Novavax and J&J results should serve signal those in the global scientific community — including vaccine makers and regulators — to prepare, in case the B.1.351 variant or some other form of SARS-2 is able to “escape” immune protection in ways the trial data do not yet show. Vaccines appeared to guard against severe disease from B.1.351 during the trial, but it is uncertain whether people will carry that protection for a long period.
What about the Moderna and Pfizer vaccines?
The clinical trials of the two vaccines authorized in the U.S. — the Moderna and Pfizer-BioNTech products — were completed before COVID variants of concern appeared. Consequently, there is no clinical data on how effective the shots are against B.1.351.
Scientists have studied lab experiments showing how well neutralizing antibodies taken from people who’ve been vaccinated fight off the variants. So far, the companies have reported drops in the antibodies’ potency against B.1.351 or select mutations in the variant, but the message from them and other scientists has been that the shots produce such sky-high levels of defense that they can withstand some loss of response without really changing how well they protect people.
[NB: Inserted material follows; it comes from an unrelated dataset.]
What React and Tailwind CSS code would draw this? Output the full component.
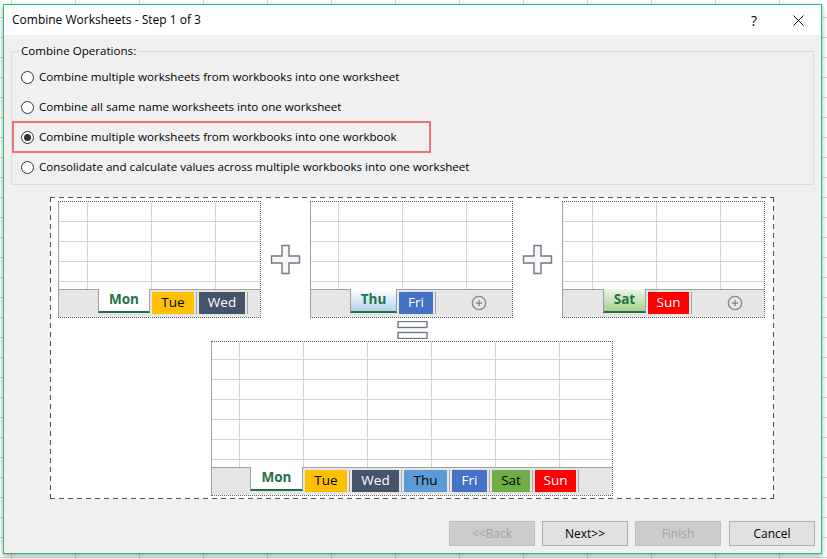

But scientists caution that it’s difficult to determine what those lab experiments mean for the real world. The experiments only look at neutralizing antibodies, while the immune response includes other types of antibodies as well as fighters like T cells.
But the drop in neutralizing antibody power in the experiments, combined with the drop in efficacy in the Novavax and J&J trials, leads some experts to think that if the Moderna or Pfizer vaccines were put up against B.1.351 in trials, they might also see declines in efficacy.
What’s next?
Currently, B.1.351 accounts for just a fraction of global Covid-19 infections. But already, researchers are exploring ways to update vaccines to better target it or other variants that appear. Vaccine makers have announced they’re studying strain-specific boosters or next-generation vaccines that could target multiple variants, and regulators have said they’re considering how to approve modified vaccines without requiring the full package of trials that new products have to fulfill.
B.1.351 is not the only variant that researchers worry could evade the immune response. Another variant identified first in Brazil, called P.1 shares some of the same mutations. There is preliminary evidence that both variants can slip past the protection generated after an initial Covid-19 case and reinfect people more easily than other SARS-2 types.
It remains imperative to vaccinate as many people as quickly as possible with the shots that are available, experts stress. If anything, the variants add pressure to pick up the global pace of vaccinations. The shots protect people from Covid-19. And, if they can help drive down and decrease the likelihood that other potentially dangerous variants emerge.
“We need to vaccinate even faster and even more,” Andersen said. “The vaccines are still effective.”